There are many reasons to be nervous and anxious about the future of the church if you are a modern-day Christian in North America or Europe. Polarization, narratives of institutional decline, ongoing schisms, falling birth rates, epically public moral failures - all of these point towards a crumbling of the life of power that many Christians have known in some capacity during the last 1500 years. Insofar as we have any love for the institutional church, the current erosion of what we’ve constructed can understandably lead to nervousness and anxiety. Are our churches crumbling because we are unfaithful? What more do we need to do? What will happen if we don’t? These are questions worth posing, but we must ask them remembering that the foundation of the church is not washing away, even if some of its ornamented scaffolding is.
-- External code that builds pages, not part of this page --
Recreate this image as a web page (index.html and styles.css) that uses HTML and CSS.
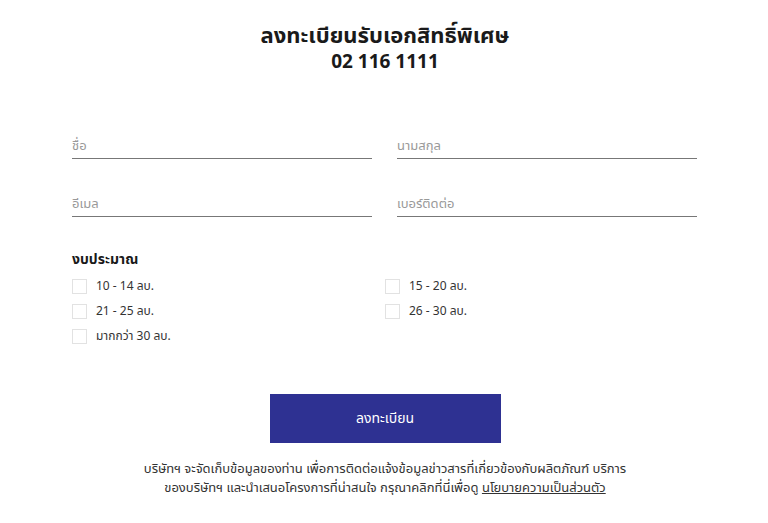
FILE: index.html
```html
<!DOCTYPE html>
<html>
<head>
    <title>ลงทะเบียนรับเอกสิทธิ์พิเศษ</title>
    <link rel="stylesheet" href="styles.css">
</head>
<body>
    <div class="container">
        <div class="heading">
            <h1>ลงทะเบียนรับเอกสิทธิ์พิเศษ</h1>
            <div class="phone">02 116 1111</div>
        </div>

        <form class="form">
            <div class="fields">
                <input class="field" type="text" placeholder="ชื่อ">
                <input class="field" type="text" placeholder="นามสกุล">
                <input class="field" type="text" placeholder="อีเมล">
                <input class="field" type="text" placeholder="เบอร์ติดต่อ">
            </div>

            <div class="budget">
                <h3>งบประมาณ</h3>
                <div class="options">
                    <label class="option"><span class="box"></span>10 - 14 ลบ.</label>
                    <label class="option right"><span class="box"></span>15 - 20 ลบ.</label>
                    <label class="option"><span class="box"></span>21 - 25 ลบ.</label>
                    <label class="option right"><span class="box"></span>26 - 30 ลบ.</label>
                    <label class="option"><span class="box"></span>มากกว่า 30 ลบ.</label>
                </div>
            </div>

            <div class="actions">
                <button type="button" class="submit">ลงทะเบียน</button>
            </div>

            <p class="note">
                บริษัทฯ จะจัดเก็บข้อมูลของท่าน เพื่อการติดต่อแจ้งข้อมูลข่าวสารที่เกี่ยวข้องกับผลิตภัณฑ์ บริการ<br>
                ของบริษัทฯ และนำเสนอโครงการที่น่าสนใจ กรุณาคลิกที่นี่เพื่อดู <a href="#">นโยบายความเป็นส่วนตัว</a>
            </p>
        </form>
    </div>
</body>
</html>
```

FILE: styles.css
```css
body {
    margin: 0;
    background: #fff;
    font-family: "Noto Sans Thai", "Noto Sans", "DejaVu Sans", sans-serif;
    color: #222;
}
.container {
    width: 626px;
    margin: 0 auto;
    padding: 22px 0 0 2px;
}
.heading {
    text-align: center;
    color: #1a1a1a;
}
.heading h1 {
    margin: 0;
    font-size: 22px;
    line-height: 30px;
    font-weight: 700;
}
.phone {
    font-size: 19px;
    line-height: 22px;
    font-weight: 700;
}
.fields {
    display: grid;
    grid-template-columns: 300px 300px;
    column-gap: 25px;
    row-gap: 30px;
    margin-top: 57px;
}
.field {
    border: none;
    border-bottom: 1px solid #777;
    padding: 2px 0 0 0;
    height: 28px;
    box-sizing: border-box;
    font-family: inherit;
    font-size: 13px;
    outline: none;
}
.field::placeholder {
    color: #999;
}
.budget {
    margin-top: 33px;
}
.budget h3 {
    margin: 0 0 8px 0;
    font-size: 14px;
    line-height: 20px;
    font-weight: 700;
    color: #1a1a1a;
}
.options {
    display: grid;
    grid-template-columns: 313px 300px;
    row-gap: 9px;
}
.option {
    display: flex;
    align-items: center;
    gap: 9px;
    font-size: 12px;
    color: #333;
    height: 16px;
}
.box {
    width: 15px;
    height: 15px;
    border: 1px solid #e2e2e2;
    box-sizing: border-box;
}
.actions {
    display: flex;
    justify-content: center;
    margin-top: 50px;
}
.submit {
    width: 231px;
    height: 49px;
    border: none;
    background: #2e3192;
    color: #fff;
    font-family: inherit;
    font-size: 14px;
    cursor: pointer;
}
.note {
    margin: 17px 0 0 0;
    text-align: center;
    font-size: 13px;
    line-height: 19px;
    color: #333;
}
.note a {
    color: #333;
}
```
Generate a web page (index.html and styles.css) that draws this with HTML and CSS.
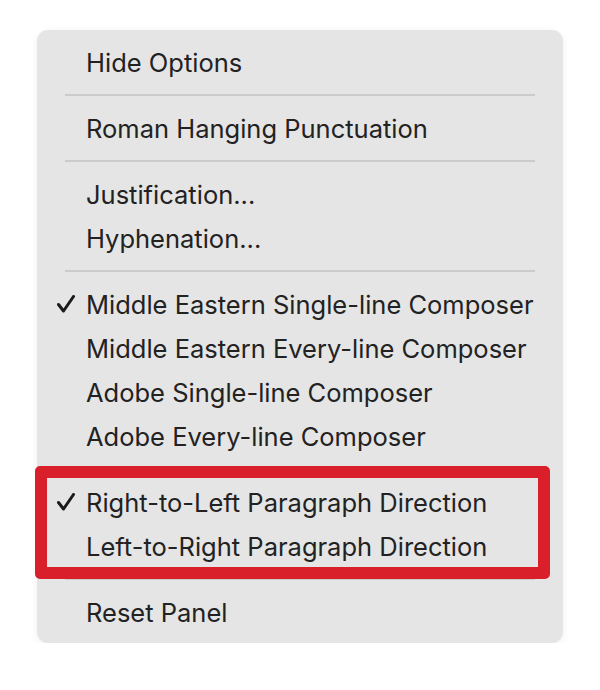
FILE: index.html
```html
<!DOCTYPE html>
<html>
<head>
<meta charset="utf-8">
<link rel="stylesheet" href="styles.css">
</head>
<body>
<div class="menu">
  <div class="item">Hide Options</div>
  <div class="sep"></div>
  <div class="item">Roman Hanging Punctuation</div>
  <div class="sep"></div>
  <div class="item">Justification...</div>
  <div class="item">Hyphenation...</div>
  <div class="sep"></div>
  <div class="item checked"><svg class="check" viewBox="0 0 18 18"><path d="M1.5 9.5 L6.5 16 L16.5 1.5"/></svg>Middle Eastern Single-line Composer</div>
  <div class="item">Middle Eastern Every-line Composer</div>
  <div class="item">Adobe Single-line Composer</div>
  <div class="item">Adobe Every-line Composer</div>
  <div class="sep"></div>
  <div class="highlight">
    <div class="item checked"><svg class="check" viewBox="0 0 18 18"><path d="M1.5 9.5 L6.5 16 L16.5 1.5"/></svg>Right-to-Left Paragraph Direction</div>
    <div class="item">Left-to-Right Paragraph Direction</div>
  </div>
  <div class="sep"></div>
  <div class="item">Reset Panel</div>
</div>
</body>
</html>
```
FILE: styles.css
```css
html, body {
  margin: 0;
  padding: 0;
  background: #ffffff;
}
body {
  padding: 30px 0 0 37px;
  font-family: Inter, "Liberation Sans", sans-serif;
}
.menu {
  width: 526px;
  box-sizing: border-box;
  background: #e5e5e5;
  border-radius: 11px;
  padding: 10px 0 9px 0;
  box-shadow: 0 2px 8px rgba(0,0,0,0.06);
  position: relative;
}
.item {
  height: 44px;
  line-height: 46px;
  padding-left: 49px;
  font-size: 25.5px;
  color: #222222;
  position: relative;
  white-space: nowrap;
}
.check {
  position: absolute;
  left: 20px;
  top: 13px;
  width: 18px;
  height: 18px;
  fill: none;
  stroke: #1a1a1a;
  stroke-width: 3;
  stroke-linecap: round;
  stroke-linejoin: round;
}
.sep {
  height: 22px;
  display: flex;
  align-items: center;
  padding: 0 28px;
}
.sep::before {
  content: "";
  flex: 1;
  height: 2px;
  background: #cbcbcb;
}
.highlight {
  position: relative;
}
.highlight::after {
  content: "";
  position: absolute;
  left: -2px;
  top: -14px;
  width: 515px;
  height: 113px;
  box-sizing: border-box;
  border: 12px solid #d9202a;
  border-radius: 5px;
}
```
In times of deep uncertainty like these, the Spirit wants to remind us that the resurrected Jesus bears on his person the marks of our disunity, uncertainty, and confusion. No amount of human disarray is a match for God’s faithfulness. The Spirit is calling church members away from the restlessness of worrying about our waning institutional vibrancy and towards the faithful rest made possible by Jesus, our true foundation. We can rest assured.
As Mako Fujimura puts it in Art + Faith: A Theology of Making, the church, like all of creation, lives inside the grace of God. God does not need us, but God made us. God has freely given us life, and freely invites us to participate in the life-giving work of the church. Therefore, in order to survive, we need Jesus. Jesus doesn’t need us. This one-way dependence on God is an important truth during these times of unrest, because the struggles our institutions are going through can tempt us to adopt the position of savior and overextend ourselves. (I’m preaching to myself here!)
But because Jesus is the foundation, we can participate in the work freely trusting in God, thankful that we have any role to play in the first place. Keeping Jesus as the foundation grounds us in the urgent work of the ministry, yet can also help stave off the restlessness of anxiety and over-functioning that leads to widespread burnout among the saints. As we journey towards the cross this Lenten season, we’re reminded that our faithfulness doesn’t guarantee institutional longevity. However, it does make us available to the rich reward of intimacy with God, the kind exhibited by the women bearing witness at Christ’s birth, crucifixion and the resurrection.
This is the hope and conviction from which I played “The Church’s One Foundation” on Rest Assured. S. J. Stone penned these beautiful lyrics about what the church is meant to be in the world: “[the church] is his new creation, by water and Word.” My hope is that you hear in this song an invitation to move into the restfulness of the church’s founder. We ought love and nurture the church not out of anxiety for self-preservation, but out of the free gift of grace that God gave us in life itself.
May this music and devotional help you celebrate the fact our foundation is as sturdy as ever. We serve a mighty good God!
What restlessness do you see coming from failures in the church? Does that turn you away from the church? How can you (re)engage the church again through the lens of holding onto Jesus?